The boundary to keep in mind is proportionality. Not every project needs equal depth at every layer. But every serious team needs enough lower level literacy to recognise when a leak has arrived and to deal with it without panic.
What to do next
If this law is playing out on your team, do not respond by banning abstractions. Respond by making layered understanding normal.
Choose tools that offer inspection, not just convenience. A good abstraction should make common work easy and uncommon investigation possible. Avoid layers that become opaque boxes the moment something interesting happens.
Invest in failure drills, performance testing, and basic systems literacy. If your team uses databases, queues, networks, or cloud services every day, they should know enough about those layers to debug the obvious traps.

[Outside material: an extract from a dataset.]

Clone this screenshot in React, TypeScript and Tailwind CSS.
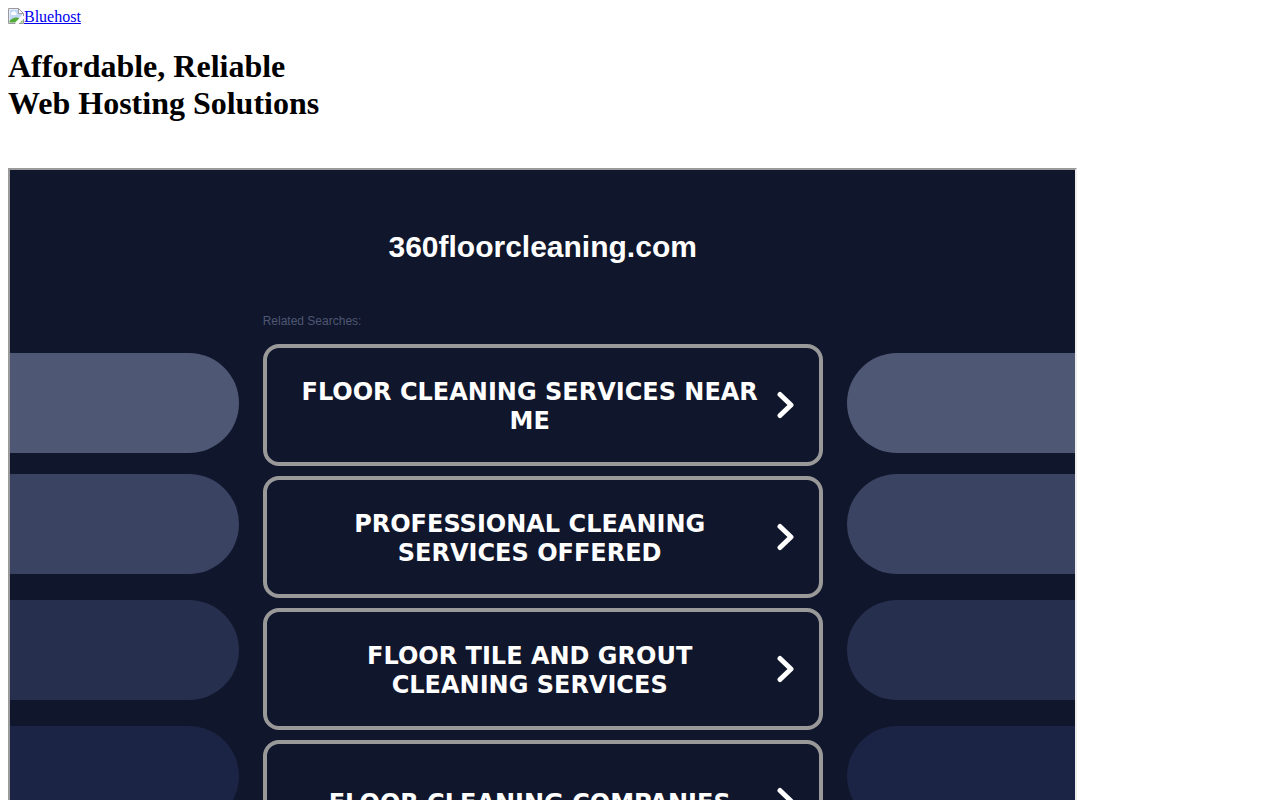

Finally, reward engineers for surfacing where an abstraction is likely to leak before it becomes an incident. The most expensive leaks are often the ones everyone privately suspected but nobody named aloud.
FAQs
What is an abstraction in plain English?
It is a simplifying layer that lets you work with a system at a higher level, without handling every low level detail directly.
Does the law say abstractions are bad?
No. It says abstractions are useful but incomplete. They reduce the amount you must think about, not the existence of what lies underneath.
Why do leaks often show up as performance problems?
Because performance depends heavily on lower level details such as memory access, query plans, latency, and contention, which abstractions cannot fully flatten.
Is this the same as Hyrum's law?
They are related but distinct. Leaky abstractions is about hidden complexity showing through. Hyrum's law is about users depending on whatever behaviour they can observe.
Can a leak ever be fully fixed?
Sometimes a leak can be reduced or moved, but for non-trivial systems some lower level realities usually remain visible at the edges.
Should non-specialists care about this law?
Yes. It explains why apparently simple technical choices can later require deeper expertise, training, or slower delivery than the glossy layer first suggested.